>> Begin

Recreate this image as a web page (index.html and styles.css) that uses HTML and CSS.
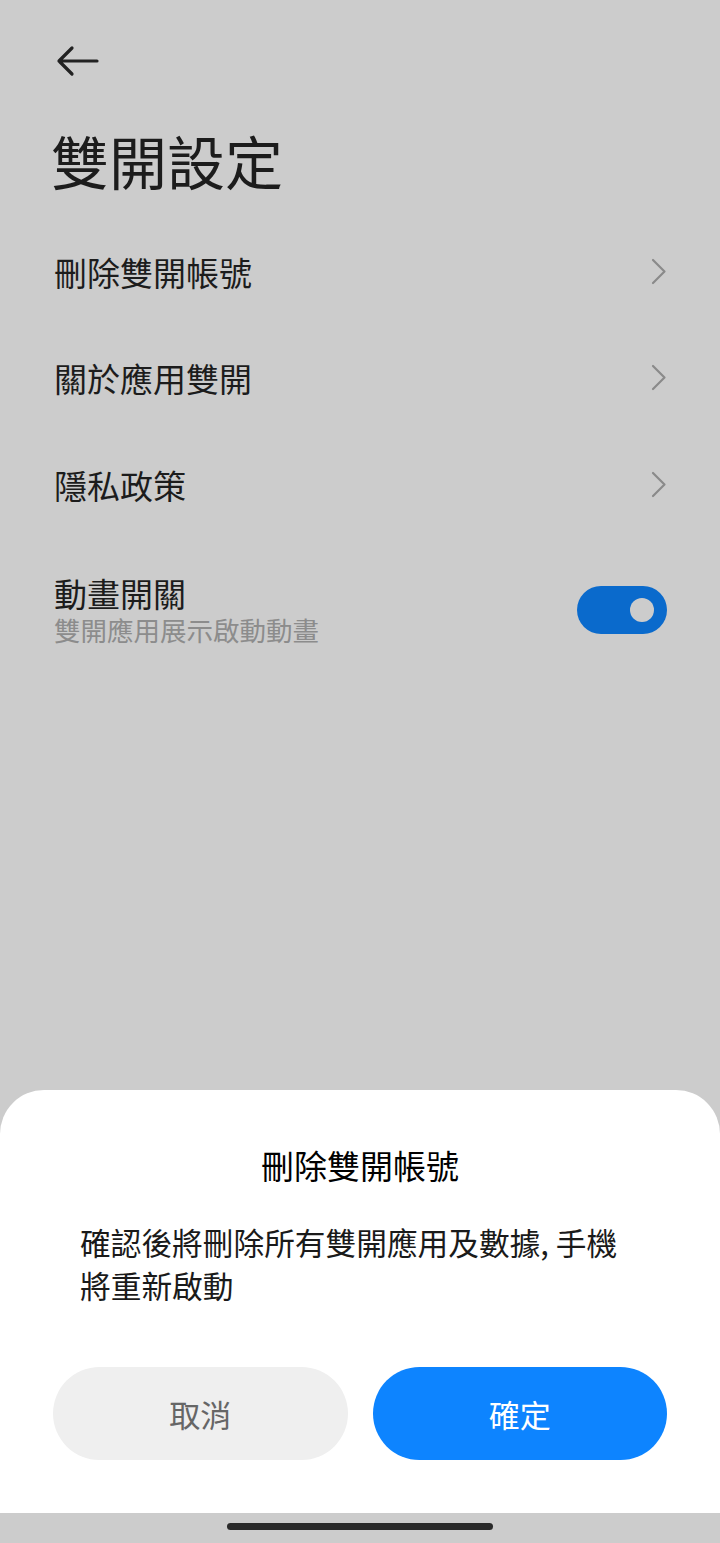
FILE: index.html
```html
<!DOCTYPE html>
<html lang="zh-Hant">
<head>
<meta charset="utf-8">
<title>雙開設定</title>
<link rel="stylesheet" href="styles.css">
</head>
<body>
<div class="page">
  <div class="header">
    <svg class="back" width="50" height="44" viewBox="0 0 50 44">
      <path d="M7 21 H45 M20 8 L7 21 L20 34" fill="none" stroke="#222" stroke-width="3.2" stroke-linecap="round" stroke-linejoin="round"/>
    </svg>
  </div>
  <h1 class="title">雙開設定</h1>
  <div class="list">
    <div class="row">
      <span class="row-label">刪除雙開帳號</span>
      <svg class="chev" width="16" height="28" viewBox="0 0 16 28"><path d="M2 2 L13.5 13.5 L2 25" fill="none" stroke="#8a8a8a" stroke-width="2.2" stroke-linecap="round" stroke-linejoin="round"/></svg>
    </div>
    <div class="row">
      <span class="row-label">關於應用雙開</span>
      <svg class="chev" width="16" height="28" viewBox="0 0 16 28"><path d="M2 2 L13.5 13.5 L2 25" fill="none" stroke="#8a8a8a" stroke-width="2.2" stroke-linecap="round" stroke-linejoin="round"/></svg>
    </div>
    <div class="row">
      <span class="row-label">隱私政策</span>
      <svg class="chev" width="16" height="28" viewBox="0 0 16 28"><path d="M2 2 L13.5 13.5 L2 25" fill="none" stroke="#8a8a8a" stroke-width="2.2" stroke-linecap="round" stroke-linejoin="round"/></svg>
    </div>
    <div class="row row-toggle">
      <div class="row-text">
        <div class="row-label">動畫開關</div>
        <div class="row-sub">雙開應用展示啟動動畫</div>
      </div>
      <div class="toggle"><span class="knob"></span></div>
    </div>
  </div>

  <div class="sheet">
    <div class="sheet-title">刪除雙開帳號</div>
    <div class="sheet-body">確認後將刪除所有雙開應用及數據, 手機將重新啟動</div>
    <div class="buttons">
      <div class="btn btn-cancel">取消</div>
      <div class="btn btn-ok">確定</div>
    </div>
  </div>
  <div class="navbar"><span class="indicator"></span></div>
</div>
</body>
</html>
```

FILE: styles.css
```css
* { box-sizing: border-box; }
html, body { margin: 0; padding: 0; }
body {
  background: #cccccc;
  font-family: "Noto Sans CJK TC", "Noto Sans", sans-serif;
  color: #1c1c1c;
}
.page {
  width: 720px;
  height: 1543px;
  display: flex;
  flex-direction: column;
  overflow: hidden;
}
.header {
  padding: 40px 0 0 52px;
  height: 84px;
}
.back { display: block; }
.title {
  margin: 36px 0 0 0;
  padding-left: 51px;
  font-size: 58px;
  font-weight: 400;
  line-height: 80px;
  height: 80px;
  color: #1c1c1c;
}
.list {
  margin-top: 18.5px;
}
.row {
  height: 106.5px;
  padding: 0 54px;
  display: flex;
  align-items: center;
  justify-content: space-between;
}
.row-label {
  font-size: 33px;
  line-height: 40px;
  color: #1c1c1c;
}
.chev { display: block; margin-right: -1px; }
.row-toggle {
  height: auto;
  padding-top: 35px;
}
.row-sub {
  font-size: 26.5px;
  line-height: 34px;
  color: #8c8c8c;
}
.toggle {
  width: 90px;
  height: 48px;
  border-radius: 24px;
  background: #0a6acc;
  display: flex;
  align-items: center;
  justify-content: flex-end;
  padding-right: 13px;
  margin-right: -1px;
}
.knob {
  width: 24px;
  height: 24px;
  border-radius: 50%;
  background: #cccccc;
}
.sheet {
  margin-top: auto;
  background: #ffffff;
  border-radius: 44px 44px 0 0;
  padding: 52px 53px 53px 53px;
}
.sheet-title {
  text-align: center;
  font-size: 33px;
  line-height: 46px;
  color: #000;
}
.sheet-body {
  margin-top: 31.5px;
  padding: 0 27px;
  width: 614px;
  font-size: 30.7px;
  line-height: 43px;
  color: #1a1a1a;
}
.buttons {
  margin-top: 61.5px;
  display: flex;
  gap: 25px;
}
.btn {
  flex: 1;
  height: 93px;
  border-radius: 46.5px;
  display: flex;
  align-items: center;
  justify-content: center;
  font-size: 31px;
}
.btn-cancel {
  background: #efefef;
  color: #666666;
}
.btn-ok {
  background: #0d84ff;
  color: #ffffff;
}
.navbar {
  height: 30px;
  background: #cccccc;
  display: flex;
  justify-content: center;
  padding-top: 10px;
}
.indicator {
  width: 266px;
  height: 7px;
  border-radius: 4px;
  background: #2a2a2a;
}
```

>> End

#### [To do]
Return each line from the material above exactly, but not the pictures.

#### [Completed exercise]
Recreate this image as a web page (index.html and styles.css) that uses HTML and CSS.
FILE: index.html
```html
<!DOCTYPE html>
<html lang="zh-Hant">
<head>
<meta charset="utf-8">
<title>雙開設定</title>
<link rel="stylesheet" href="styles.css">
</head>
<body>
<div class="page">
  <div class="header">
    <svg class="back" width="50" height="44" viewBox="0 0 50 44">
      <path d="M7 21 H45 M20 8 L7 21 L20 34" fill="none" stroke="#222" stroke-width="3.2" stroke-linecap="round" stroke-linejoin="round"/>
    </svg>
  </div>
  <h1 class="title">雙開設定</h1>
  <div class="list">
    <div class="row">
      <span class="row-label">刪除雙開帳號</span>
      <svg class="chev" width="16" height="28" viewBox="0 0 16 28"><path d="M2 2 L13.5 13.5 L2 25" fill="none" stroke="#8a8a8a" stroke-width="2.2" stroke-linecap="round" stroke-linejoin="round"/></svg>
    </div>
    <div class="row">
      <span class="row-label">關於應用雙開</span>
      <svg class="chev" width="16" height="28" viewBox="0 0 16 28"><path d="M2 2 L13.5 13.5 L2 25" fill="none" stroke="#8a8a8a" stroke-width="2.2" stroke-linecap="round" stroke-linejoin="round"/></svg>
    </div>
    <div class="row">
      <span class="row-label">隱私政策</span>
      <svg class="chev" width="16" height="28" viewBox="0 0 16 28"><path d="M2 2 L13.5 13.5 L2 25" fill="none" stroke="#8a8a8a" stroke-width="2.2" stroke-linecap="round" stroke-linejoin="round"/></svg>
    </div>
    <div class="row row-toggle">
      <div class="row-text">
        <div class="row-label">動畫開關</div>
        <div class="row-sub">雙開應用展示啟動動畫</div>
      </div>
      <div class="toggle"><span class="knob"></span></div>
    </div>
  </div>

  <div class="sheet">
    <div class="sheet-title">刪除雙開帳號</div>
    <div class="sheet-body">確認後將刪除所有雙開應用及數據, 手機將重新啟動</div>
    <div class="buttons">
      <div class="btn btn-cancel">取消</div>
      <div class="btn btn-ok">確定</div>
    </div>
  </div>
  <div class="navbar"><span class="indicator"></span></div>
</div>
</body>
</html>
```

FILE: styles.css
```css
* { box-sizing: border-box; }
html, body { margin: 0; padding: 0; }
body {
  background: #cccccc;
  font-family: "Noto Sans CJK TC", "Noto Sans", sans-serif;
  color: #1c1c1c;
}
.page {
  width: 720px;
  height: 1543px;
  display: flex;
  flex-direction: column;
  overflow: hidden;
}
.header {
  padding: 40px 0 0 52px;
  height: 84px;
}
.back { display: block; }
.title {
  margin: 36px 0 0 0;
  padding-left: 51px;
  font-size: 58px;
  font-weight: 400;
  line-height: 80px;
  height: 80px;
  color: #1c1c1c;
}
.list {
  margin-top: 18.5px;
}
.row {
  height: 106.5px;
  padding: 0 54px;
  display: flex;
  align-items: center;
  justify-content: space-between;
}
.row-label {
  font-size: 33px;
  line-height: 40px;
  color: #1c1c1c;
}
.chev { display: block; margin-right: -1px; }
.row-toggle {
  height: auto;
  padding-top: 35px;
}
.row-sub {
  font-size: 26.5px;
  line-height: 34px;
  color: #8c8c8c;
}
.toggle {
  width: 90px;
  height: 48px;
  border-radius: 24px;
  background: #0a6acc;
  display: flex;
  align-items: center;
  justify-content: flex-end;
  padding-right: 13px;
  margin-right: -1px;
}
.knob {
  width: 24px;
  height: 24px;
  border-radius: 50%;
  background: #cccccc;
}
.sheet {
  margin-top: auto;
  background: #ffffff;
  border-radius: 44px 44px 0 0;
  padding: 52px 53px 53px 53px;
}
.sheet-title {
  text-align: center;
  font-size: 33px;
  line-height: 46px;
  color: #000;
}
.sheet-body {
  margin-top: 31.5px;
  padding: 0 27px;
  width: 614px;
  font-size: 30.7px;
  line-height: 43px;
  color: #1a1a1a;
}
.buttons {
  margin-top: 61.5px;
  display: flex;
  gap: 25px;
}
.btn {
  flex: 1;
  height: 93px;
  border-radius: 46.5px;
  display: flex;
  align-items: center;
  justify-content: center;
  font-size: 31px;
}
.btn-cancel {
  background: #efefef;
  color: #666666;
}
.btn-ok {
  background: #0d84ff;
  color: #ffffff;
}
.navbar {
  height: 30px;
  background: #cccccc;
  display: flex;
  justify-content: center;
  padding-top: 10px;
}
.indicator {
  width: 266px;
  height: 7px;
  border-radius: 4px;
  background: #2a2a2a;
}
```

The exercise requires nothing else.